Joseph Stiglitz, Nobel d’économie 2001, fustige l’austérité et appelle à «façonner les forces du marché».

Par CHRISTIAN LOSSON

10 septembre 2012 à 22:46

http://www.liberation.fr/economie/2012/09/10/l-etat-doit-aider-les-gens-pas-l-entreprise_845349

Le prix de l’inégalité ? La dégradation de l’économie, le sentiment d’injustice et la subversion de la démocratie. Telle est la thèse que l’économiste américain Joseph Stiglitz défend dans son nouvel ouvrage (éditions LLL).

En trente ans, 99% d’Américains ont vu leurs revenus n’augmenter que de 15%, quand une élite de 1% a vu les siens exploser de 150%. L’inégalité s’est-elle institutionnalisée ?

Les Etats-Unis ont montré la voie ; la France les suit. Du jamais vu depuis les années 30. Cette captation n’est pas liée à un boom de la productivité des PDG, des banquiers. Leur contribution à la société a souvent été négative. L’«économie du ruissellement» a vécu : les richesses montent vers les nantis, mais ne redescendent pas. Le mythe de la croissance équitable ne tient plus : on multiplie la privatisation de profits, la socialisation des pertes. Les mythes du rêve américain et de l’égalité des chances volent en éclat : l’Amérique est le plus inégalitaire des pays industrialisés, l’ascenseur social est bloqué.

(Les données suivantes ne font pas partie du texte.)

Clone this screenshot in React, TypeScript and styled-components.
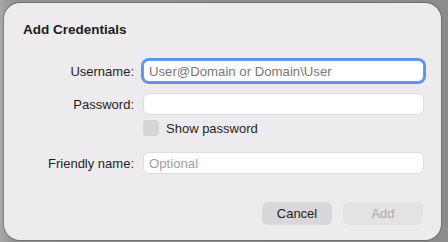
import React from 'react';
import styled, { createGlobalStyle } from 'styled-components';

const GlobalStyle = createGlobalStyle`
  html, body {
    margin: 0;
    padding: 0;
    background: linear-gradient(90deg, #a6a6a6 0px, #929292 14px, #8c8c8c 100%);
    font-family: "Liberation Sans", Arial, sans-serif;
    -webkit-font-smoothing: antialiased;
  }
  #root {
    width: 448px;
    height: 242px;
    overflow: hidden;
  }
`;

const Dialog = styled.div`
  box-sizing: border-box;
  width: 437px;
  height: 237px;
  margin: 3px 0 0 4px;
  padding: 19px 0 0 19px;
  background: #eeebee;
  border-radius: 16px;
  box-shadow: 0 0 0 1px rgba(60, 60, 60, 0.35);
  display: flex;
  flex-direction: column;
`;

const Title = styled.h1`
  margin: 0 0 22px;
  font-size: 13.5px;
  line-height: 16px;
  font-weight: 700;
  color: #1c1c1c;
`;

const Row = styled.div<{ $gap?: number; $h?: number }>`
  display: grid;
  grid-template-columns: 111px 281px;
  column-gap: 9px;
  align-items: center;
  height: ${(p) => p.$h ?? 22}px;
  margin-top: ${(p) => p.$gap ?? 0}px;
`;

const Label = styled.label`
  text-align: right;
  font-size: 13px;
  color: #1f1f1f;
`;

const Field = styled.input<{ $focused?: boolean; $dim?: boolean }>`
  box-sizing: border-box;
  width: 281px;
  height: 22px;
  margin: 0;
  padding: 0 5px;
  font-family: inherit;
  font-size: 13.2px;
  color: #1f1f1f;
  background: #ffffff;
  border: 1px solid ${(p) => (p.$focused ? '#6b9af0' : '#dedcde')};
  border-radius: 6px;
  outline: none;
  box-shadow: ${(p) => (p.$focused ? '0 0 0 2px #5e91ee' : 'none')};

  &::placeholder {
    color: ${(p) => (p.$dim ? '#a09fa0' : '#787778')};
  }
`;

const CheckWrap = styled.div`
  grid-column: 2;
  display: flex;
  align-items: center;
  gap: 7px;
  font-size: 13px;
  color: #1f1f1f;
`;

const Box = styled.span`
  width: 16px;
  height: 16px;
  border-radius: 4px;
  background: #d6d4d6;
`;

const Footer = styled.div`
  display: flex;
  justify-content: flex-end;
  gap: 11px;
  margin-top: 28px;
  padding-right: 18px;
`;

const Button = styled.button<{ $disabled?: boolean; $w: number }>`
  width: ${(p) => p.$w}px;
  height: 23px;
  border: none;
  border-radius: 6px;
  font-family: inherit;
  font-size: 13px;
  padding: 0;
  background: ${(p) => (p.$disabled ? '#e4e2e4' : '#d9d7d9')};
  color: ${(p) => (p.$disabled ? '#acaaac' : '#1c1c1c')};
`;

export default function App() {
  return (
    <>
      <GlobalStyle />
      <Dialog>
        <Title>Add Credentials</Title>
        <Row>
          <Label>Username:</Label>
          <Field $focused placeholder="User@Domain or Domain\User" />
        </Row>
        <Row $gap={11}>
          <Label>Password:</Label>
          <Field type="password" />
        </Row>
        <Row $gap={5} $h={16}>
          <CheckWrap>
            <Box />
            Show password
          </CheckWrap>
        </Row>
        <Row $gap={16}>
          <Label>Friendly name:</Label>
          <Field $dim placeholder="Optional" />
        </Row>
        <Footer>
          <Button $w={70}>Cancel</Button>
          <Button $w={80} $disabled>Add</Button>
        </Footer>
      </Dialog>
    </>
  );
}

Parce que les seules «forces du marché» ne suffisent pas ?

Les pays d’Europe du Nord le prouvent. Les forces du marché sont les mêmes partout : il faut les façonner pour qu’elles privilégient la démocratie aux intérêts particuliers. Les impôts nécessaires pour financer les prestations sociales n’étouffent pas la croissance : la Suède a connu une croissance supérieure aux Etats-Unis entre 2000 et 2010. La France a, elle, plus tendance à se rapprocher du modèle anglo-saxon que du modèle scandinave.

Vous dites que les 150 milliards de dollars (117 milliards d’euros) injectés en 2008 pour sauver l’assureur AIG de la faillite pèsent moins que seize ans d’aide aux pauvres. Est-ce comparable ?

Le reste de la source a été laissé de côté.